What am I being asked to change? Movements for change aren't only about the system; they are about us as well. If we change the laws, dismantle the system, and declare publicly that everyone should have access to the same opportunities, but still think that certain groups are inferior or undeserving of what we have access to, then our work is not done. Supporting a movement is about more than being on the right side of the conversation. It's also about confronting those truths about ourselves that the movement has made us feel guilty, shameful, anxious, or self-conscious about, then doing the work to confront it. If you come through the other side of an act of allyship and you are the same person you were when you started...then do not pass go, do not collect $200.
Would I be satisfied in the same situation with the solution? Empathy, in particular compassionate empathy, is about us not only seeing what someone else sees and feeling what they feel but also being compelled to act in support of them.
As we work to address situations where fairness and equality are at issue, we need to lean into empathy.
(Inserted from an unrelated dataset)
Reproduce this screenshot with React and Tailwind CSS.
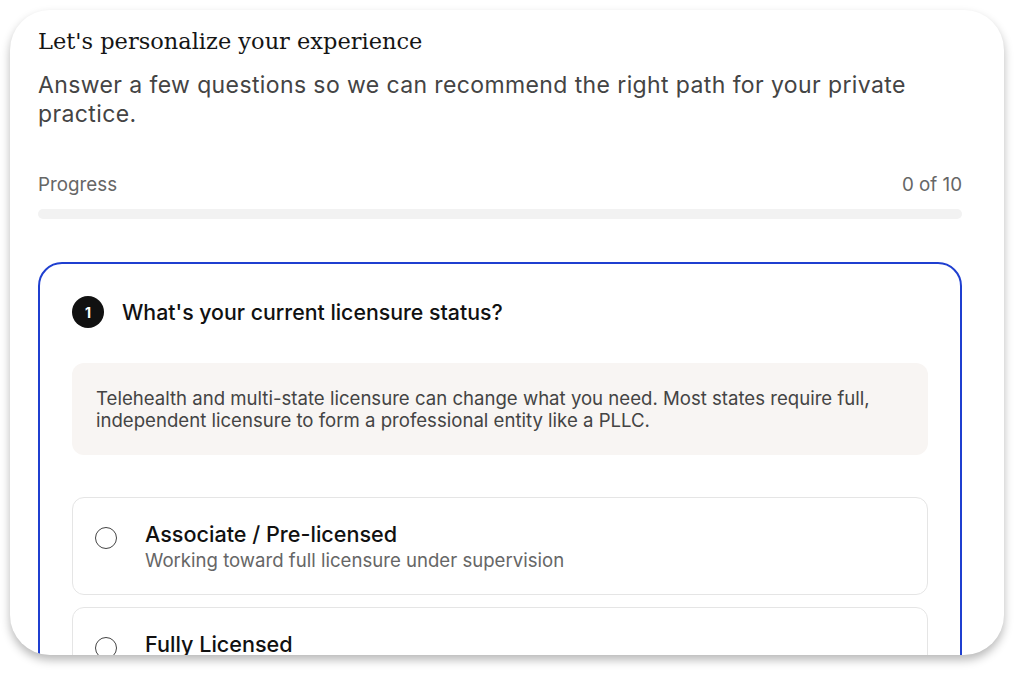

It's not enough to consider whether the solution and response to a problem make sense to us. If you are not trying to understand the solution from the point of view of the marginalized community or the person being treated unfairly, then any attempted allyship will miss the mark. I love this question from educator Jane Elliot, known for her Blue Eyes/Brown Eyes experiment. To an audience of white people, she asks: "if any white people in the audience would be okay with the treatment black people receive in society, would you stand up? [After no one stands] We know what is happening. We know what we don't want. So why are we so comfortable allowing it to happen to other people?"
If you are serious about this work., don't be misled when given the opportunity to take the path of least resistance. In other contexts, we accept that building our awareness and knowledge, shifting behavior and learning a new skill, and forming consistency around new habits requires commitment and effort.
Showing up as an ally requires that same commitment to awareness, behavior change, and consistency.
Don't chase red herrings. Stay the course, and do the work.